DIRECTION
Transcribe the listing verbatim. Do not carry over any pictures.

DATASET EXCERPT
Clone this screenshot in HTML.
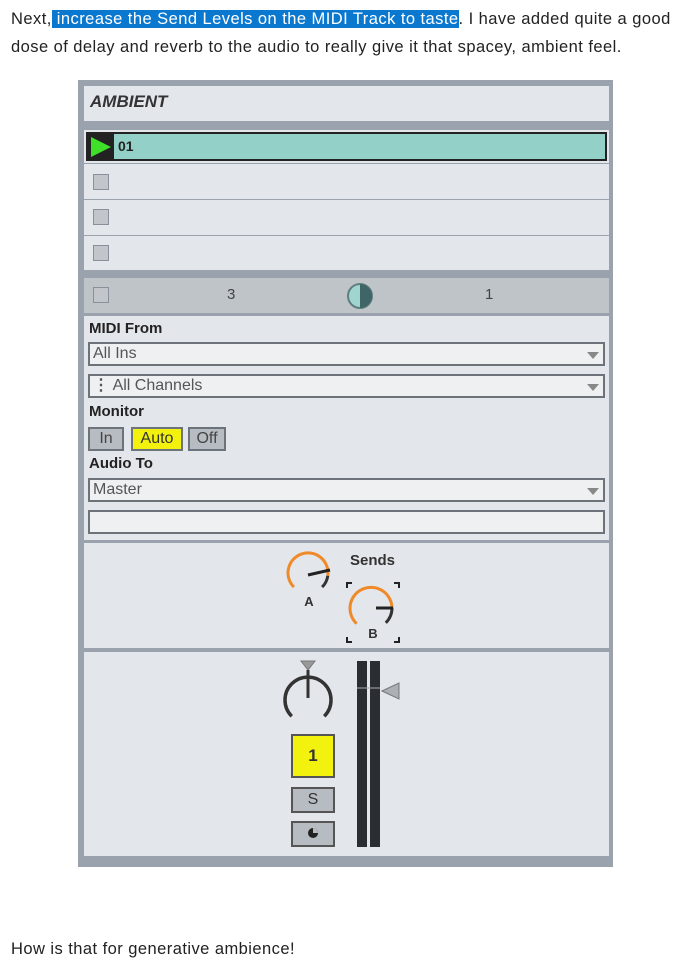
<!DOCTYPE html>
<html><head><meta charset="utf-8"><style>
*{margin:0;padding:0;box-sizing:border-box}
body{width:681px;height:965px;background:#fff;position:relative;overflow:hidden;font-family:"Liberation Sans",sans-serif;color:#222}
.t{position:absolute;left:11px;font-size:16.5px;letter-spacing:0.45px;white-space:nowrap;line-height:20px}
.hl{background:#0b78d0;color:#fff}
.a{position:absolute}
.p{position:absolute;background:#e3e6ea}
.row{position:absolute;left:84px;width:525px;background:#e3e6ea;border-bottom:1px solid #9ba3ad}
.cb{position:absolute;left:93px;width:16px;height:16px;background:#c2c6cb;border:1px solid #8a9099}
.lbl{position:absolute;left:89px;font-weight:bold;font-size:15px;color:#222}
.dd{position:absolute;left:88px;width:517px;height:24px;border:2px solid #6d737a;background:#eef0f2;font-size:16px;color:#555;padding-left:3px;line-height:20px}
.dd .ar{position:absolute;right:4px;top:8px;width:0;height:0;border-left:6px solid transparent;border-right:6px solid transparent;border-top:7px solid #888}
.btn{position:absolute;top:427px;height:24px;border:2px solid #6d737a;background:#b7bcc2;font-size:16px;color:#444;text-align:center;line-height:20px}
</style></head><body>
<div class="t" style="top:9px">Next,<span class="hl"> increase the Send Levels on the MIDI Track to taste</span>. I have added quite a good</div>
<div class="t" style="top:37px">dose of delay and reverb to the audio to really give it that spacey, ambient feel.</div>
<div class="t" style="top:939px">How is that for generative ambience!</div>

<div class="a" style="left:78px;top:80px;width:535px;height:787px;background:#9aa3ad"></div>
<div class="p" style="left:84px;top:86px;width:525px;height:35px"></div>
<div class="a" style="left:90px;top:92px;font-weight:bold;font-style:italic;font-size:17px;color:#333">AMBIENT</div>

<div class="a" style="left:84px;top:130px;width:525px;height:33px;background:#e3e6ea"></div>
<div class="a" style="left:86px;top:132px;width:521px;height:29px;background:#93d0c8;border:2px solid #222"></div>
<div class="a" style="left:86px;top:132px;width:28px;height:29px;background:#222"></div>
<svg class="a" style="left:89px;top:136px" width="24" height="22"><polygon points="2,1 22,11 2,21" fill="#3fe02a"/></svg>
<div class="a" style="left:118px;top:138px;font-weight:bold;font-size:14px;color:#222">01</div>

<div class="row" style="top:164px;height:36px"></div><div class="cb" style="top:174px"></div>
<div class="row" style="top:200px;height:36px"></div><div class="cb" style="top:209px"></div>
<div class="row" style="top:236px;height:35px"></div><div class="cb" style="top:245px"></div>

<div class="a" style="left:84px;top:278px;width:525px;height:35px;background:#bfc4c9"></div>
<div class="cb" style="top:287px"></div>
<div class="a" style="left:227px;top:286px;font-size:15px;color:#444">3</div>
<svg class="a" style="left:346px;top:282px" width="28" height="28"><circle cx="14" cy="14" r="12" fill="#9fd4cf" stroke="#5f7f80" stroke-width="2"/><path d="M14 2 A12 12 0 0 1 14 26 Z" fill="#3f6566"/></svg>
<div class="a" style="left:485px;top:286px;font-size:15px;color:#444">1</div>

<div class="p" style="left:84px;top:316px;width:525px;height:224px"></div>
<div class="lbl" style="top:320px">MIDI From</div>
<div class="dd" style="top:342px">All Ins<div class="ar"></div></div>
<div class="dd" style="top:374px"><span style="font-weight:bold;color:#555">⋮</span> All Channels<div class="ar"></div></div>
<div class="lbl" style="top:403px">Monitor</div>
<div class="btn" style="left:88px;width:36px">In</div>
<div class="btn" style="left:131px;width:52px;background:#f2f20e;color:#333">Auto</div>
<div class="btn" style="left:188px;width:38px">Off</div>
<div class="lbl" style="top:455px">Audio To</div>
<div class="dd" style="top:478px">Master<div class="ar"></div></div>
<div class="dd" style="top:510px"></div>

<div class="p" style="left:84px;top:543px;width:525px;height:105px"></div>
<div class="a" style="left:350px;top:552px;font-weight:bold;font-size:15px;color:#333">Sends</div>
<svg class="a" style="left:280px;top:545px" width="140" height="103">
<path d="M13.9 42.1 A20 20 0 1 1 47.8 30.8" fill="none" stroke="#f08a28" stroke-width="3"/>
<path d="M47.8 30.8 A20 20 0 0 1 42.1 42.1" fill="none" stroke="#333" stroke-width="3"/>
<line x1="28" y1="30" x2="50" y2="25" stroke="#222" stroke-width="3"/>
<text x="29" y="61" font-family="Liberation Sans" font-weight="bold" font-size="13" text-anchor="middle" fill="#333">A</text>
<path d="M76.6 78.6 A21 21 0 1 1 112 63" fill="none" stroke="#f08a28" stroke-width="3"/>
<path d="M112 63 A21 21 0 0 1 105.8 77.8" fill="none" stroke="#333" stroke-width="3"/>
<line x1="96" y1="63" x2="113" y2="63" stroke="#222" stroke-width="3"/>
<text x="93" y="93" font-family="Liberation Sans" font-weight="bold" font-size="13" text-anchor="middle" fill="#333">B</text>
<path d="M67 43 V38 H72 M114 38 H119 V43 M67 92 V97 H72 M114 97 H119 V92" fill="none" stroke="#222" stroke-width="2"/>
</svg>

<div class="p" style="left:84px;top:652px;width:525px;height:204px"></div>
<svg class="a" style="left:280px;top:655px" width="160" height="200">
<polygon points="21,6 35,6 28,15" fill="#999" stroke="#777"/>
<path d="M11.7 61.3 A23 23 0 1 1 44.3 61.3" fill="none" stroke="#333" stroke-width="3.5"/>
<line x1="28" y1="15" x2="28" y2="43" stroke="#333" stroke-width="3"/>
<rect x="77" y="6" width="10" height="186" fill="#2a2d31"/>
<rect x="90" y="6" width="10" height="186" fill="#2a2d31"/>
<line x1="77" y1="33" x2="100" y2="33" stroke="#aaa" stroke-width="1"/>
<polygon points="102,36 119,28 119,44" fill="#aab0b6" stroke="#777"/>
</svg>
<div class="a" style="left:291px;top:734px;width:44px;height:44px;background:#f2f20e;border:2px solid #555;text-align:center;line-height:40px;font-weight:bold;font-size:17px;color:#333">1</div>
<div class="a" style="left:291px;top:787px;width:44px;height:26px;background:#b7bcc2;border:2px solid #555;text-align:center;line-height:22px;font-size:16px;color:#333">S</div>
<div class="a" style="left:291px;top:821px;width:44px;height:26px;background:#b7bcc2;border:2px solid #555"></div>
<svg class="a" style="left:306px;top:826px" width="14" height="14"><circle cx="7" cy="7" r="5" fill="#222"/><path d="M7 7 V2 A5 5 0 0 1 12 7 Z" fill="#bbb"/></svg>
</body></html>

EXERCISE RESULT
Clone this screenshot in HTML.
<!DOCTYPE html>
<html><head><meta charset="utf-8"><style>
*{margin:0;padding:0;box-sizing:border-box}
body{width:681px;height:965px;background:#fff;position:relative;overflow:hidden;font-family:"Liberation Sans",sans-serif;color:#222}
.t{position:absolute;left:11px;font-size:16.5px;letter-spacing:0.45px;white-space:nowrap;line-height:20px}
.hl{background:#0b78d0;color:#fff}
.a{position:absolute}
.p{position:absolute;background:#e3e6ea}
.row{position:absolute;left:84px;width:525px;background:#e3e6ea;border-bottom:1px solid #9ba3ad}
.cb{position:absolute;left:93px;width:16px;height:16px;background:#c2c6cb;border:1px solid #8a9099}
.lbl{position:absolute;left:89px;font-weight:bold;font-size:15px;color:#222}
.dd{position:absolute;left:88px;width:517px;height:24px;border:2px solid #6d737a;background:#eef0f2;font-size:16px;color:#555;padding-left:3px;line-height:20px}
.dd .ar{position:absolute;right:4px;top:8px;width:0;height:0;border-left:6px solid transparent;border-right:6px solid transparent;border-top:7px solid #888}
.btn{position:absolute;top:427px;height:24px;border:2px solid #6d737a;background:#b7bcc2;font-size:16px;color:#444;text-align:center;line-height:20px}
</style></head><body>
<div class="t" style="top:9px">Next,<span class="hl"> increase the Send Levels on the MIDI Track to taste</span>. I have added quite a good</div>
<div class="t" style="top:37px">dose of delay and reverb to the audio to really give it that spacey, ambient feel.</div>
<div class="t" style="top:939px">How is that for generative ambience!</div>

<div class="a" style="left:78px;top:80px;width:535px;height:787px;background:#9aa3ad"></div>
<div class="p" style="left:84px;top:86px;width:525px;height:35px"></div>
<div class="a" style="left:90px;top:92px;font-weight:bold;font-style:italic;font-size:17px;color:#333">AMBIENT</div>

<div class="a" style="left:84px;top:130px;width:525px;height:33px;background:#e3e6ea"></div>
<div class="a" style="left:86px;top:132px;width:521px;height:29px;background:#93d0c8;border:2px solid #222"></div>
<div class="a" style="left:86px;top:132px;width:28px;height:29px;background:#222"></div>
<svg class="a" style="left:89px;top:136px" width="24" height="22"><polygon points="2,1 22,11 2,21" fill="#3fe02a"/></svg>
<div class="a" style="left:118px;top:138px;font-weight:bold;font-size:14px;color:#222">01</div>

<div class="row" style="top:164px;height:36px"></div><div class="cb" style="top:174px"></div>
<div class="row" style="top:200px;height:36px"></div><div class="cb" style="top:209px"></div>
<div class="row" style="top:236px;height:35px"></div><div class="cb" style="top:245px"></div>

<div class="a" style="left:84px;top:278px;width:525px;height:35px;background:#bfc4c9"></div>
<div class="cb" style="top:287px"></div>
<div class="a" style="left:227px;top:286px;font-size:15px;color:#444">3</div>
<svg class="a" style="left:346px;top:282px" width="28" height="28"><circle cx="14" cy="14" r="12" fill="#9fd4cf" stroke="#5f7f80" stroke-width="2"/><path d="M14 2 A12 12 0 0 1 14 26 Z" fill="#3f6566"/></svg>
<div class="a" style="left:485px;top:286px;font-size:15px;color:#444">1</div>

<div class="p" style="left:84px;top:316px;width:525px;height:224px"></div>
<div class="lbl" style="top:320px">MIDI From</div>
<div class="dd" style="top:342px">All Ins<div class="ar"></div></div>
<div class="dd" style="top:374px"><span style="font-weight:bold;color:#555">⋮</span> All Channels<div class="ar"></div></div>
<div class="lbl" style="top:403px">Monitor</div>
<div class="btn" style="left:88px;width:36px">In</div>
<div class="btn" style="left:131px;width:52px;background:#f2f20e;color:#333">Auto</div>
<div class="btn" style="left:188px;width:38px">Off</div>
<div class="lbl" style="top:455px">Audio To</div>
<div class="dd" style="top:478px">Master<div class="ar"></div></div>
<div class="dd" style="top:510px"></div>

<div class="p" style="left:84px;top:543px;width:525px;height:105px"></div>
<div class="a" style="left:350px;top:552px;font-weight:bold;font-size:15px;color:#333">Sends</div>
<svg class="a" style="left:280px;top:545px" width="140" height="103">
<path d="M13.9 42.1 A20 20 0 1 1 47.8 30.8" fill="none" stroke="#f08a28" stroke-width="3"/>
<path d="M47.8 30.8 A20 20 0 0 1 42.1 42.1" fill="none" stroke="#333" stroke-width="3"/>
<line x1="28" y1="30" x2="50" y2="25" stroke="#222" stroke-width="3"/>
<text x="29" y="61" font-family="Liberation Sans" font-weight="bold" font-size="13" text-anchor="middle" fill="#333">A</text>
<path d="M76.6 78.6 A21 21 0 1 1 112 63" fill="none" stroke="#f08a28" stroke-width="3"/>
<path d="M112 63 A21 21 0 0 1 105.8 77.8" fill="none" stroke="#333" stroke-width="3"/>
<line x1="96" y1="63" x2="113" y2="63" stroke="#222" stroke-width="3"/>
<text x="93" y="93" font-family="Liberation Sans" font-weight="bold" font-size="13" text-anchor="middle" fill="#333">B</text>
<path d="M67 43 V38 H72 M114 38 H119 V43 M67 92 V97 H72 M114 97 H119 V92" fill="none" stroke="#222" stroke-width="2"/>
</svg>

<div class="p" style="left:84px;top:652px;width:525px;height:204px"></div>
<svg class="a" style="left:280px;top:655px" width="160" height="200">
<polygon points="21,6 35,6 28,15" fill="#999" stroke="#777"/>
<path d="M11.7 61.3 A23 23 0 1 1 44.3 61.3" fill="none" stroke="#333" stroke-width="3.5"/>
<line x1="28" y1="15" x2="28" y2="43" stroke="#333" stroke-width="3"/>
<rect x="77" y="6" width="10" height="186" fill="#2a2d31"/>
<rect x="90" y="6" width="10" height="186" fill="#2a2d31"/>
<line x1="77" y1="33" x2="100" y2="33" stroke="#aaa" stroke-width="1"/>
<polygon points="102,36 119,28 119,44" fill="#aab0b6" stroke="#777"/>
</svg>
<div class="a" style="left:291px;top:734px;width:44px;height:44px;background:#f2f20e;border:2px solid #555;text-align:center;line-height:40px;font-weight:bold;font-size:17px;color:#333">1</div>
<div class="a" style="left:291px;top:787px;width:44px;height:26px;background:#b7bcc2;border:2px solid #555;text-align:center;line-height:22px;font-size:16px;color:#333">S</div>
<div class="a" style="left:291px;top:821px;width:44px;height:26px;background:#b7bcc2;border:2px solid #555"></div>
<svg class="a" style="left:306px;top:826px" width="14" height="14"><circle cx="7" cy="7" r="5" fill="#222"/><path d="M7 7 V2 A5 5 0 0 1 12 7 Z" fill="#bbb"/></svg>
</body></html>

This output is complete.